Eric Pierce, profesor también en un instituto público de Houston, reconoce que lo sucedido en Uvalde lo ha dejado “muy frágil”, pero se esfuerza por ser un ejemplo de “entendimiento y tolerancia” para que ninguno de sus alumnos “se sienta perdido y se convierta en un violento asesino”. No tiene planes de dejarlo. Tampoco piensa renunciar Walker, que se define como “demasiado terca” para abandonar a sus chicos. Ha dibujado, con todo, una línea roja que no piensa cruzar: usar un arma en clase. “Hay demasiados riesgos de cobertura para las aseguradoras. Es solo algo que dicen los políticos para desviar la atención. Siempre pido a mis amigos que piensen en su peor maestro del instituto. ¿Les gustaría que tuviera un arma? Claro que no. Yo, desde luego, no quiero estar armada. ¿Qué pasa si debo apuntar a uno de mis alumnos?”, se pregunta. “Es inconcebible”.
Impotentes ante el ‘lobby’ del rifle
Gerardo Romo, empleado del Ayuntamiento de Nueva York, y Amy Whiters, pedagoga, padres de dos hijos de 10 y 13 años, consideran “irritante” ver además a los políticos “echarles la culpa a las puertas, o proponer armar a los profesores”. “Son soluciones que nadie ha demostrado que funcionen. Pero lo dicen con total impunidad”, añade Romo. La pareja se confiesa “angustiada, desesperada e impotente”, porque “el poderoso lobby del rifle no permitirá que cambie nada”. “Al revés, pasará otra vez”, dice él, que aporta sus soluciones: “Más control en la venta de pistolas e invertir en salud mental”. El corolario que ofrece Romo es aplastante: “Tenemos que revisarnos como país. Un país que eleva los valores supremos de la familia pero que no tiene baja maternal, y donde suceden estas matanzas…”.
La impresión de Romo de que todo lo que no implique restringir el acceso a las armas está lejos de arreglar el problema obtuvo su respaldo desde el mundo académico en 2019, con la publicación en la revista Violence and Gender, de un estudio de los profesores James H. Price, de la Universidad de Toledo (Ohio), y Jagdish Khubchandani, de la de Nuevo México. Tras estudiar las medidas destinadas entre 2000 y 2018 a “convertir los centros educativos en fortalezas”, medidas como la instalación de detectores de metales y cristales blindados y sistemas reforzados de identificación, no encontraron “ninguna evidencia” de que hayan contribuido a reducir la violencia con armas de fuego. “Se adoptan”, escribieron, “solo para aliviar los temores de los padres y estudiantes y para hacer ver que se está haciendo algo”.
Y tampoco en eso parecen eficaces.

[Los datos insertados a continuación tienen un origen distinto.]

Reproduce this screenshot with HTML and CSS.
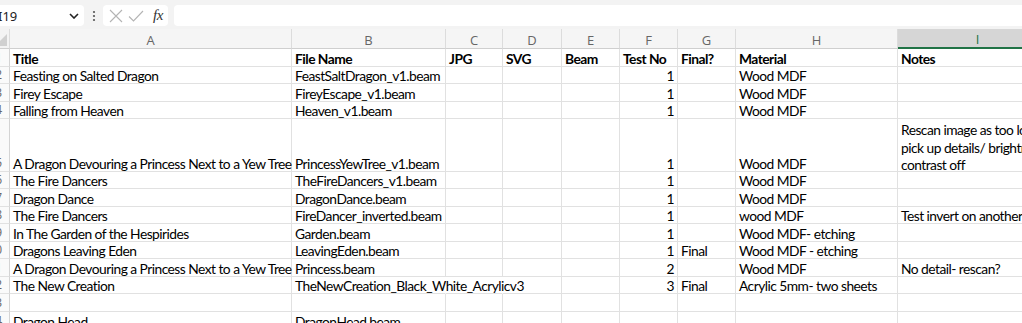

La impresión más extendida esta semana en Estados Unidos ha sido seguramente el desánimo ante una epidemia que nadie parece capaz de (o decidido a) contener, pese a su envergadura: según un registro que lleva The Washington Post, desde Columbine, unánimemente considerado el Big Bang de las matanzas en las escuelas, se calcula que 311.000 alumnos y profesores han sufrido un episodio de violencia en clase.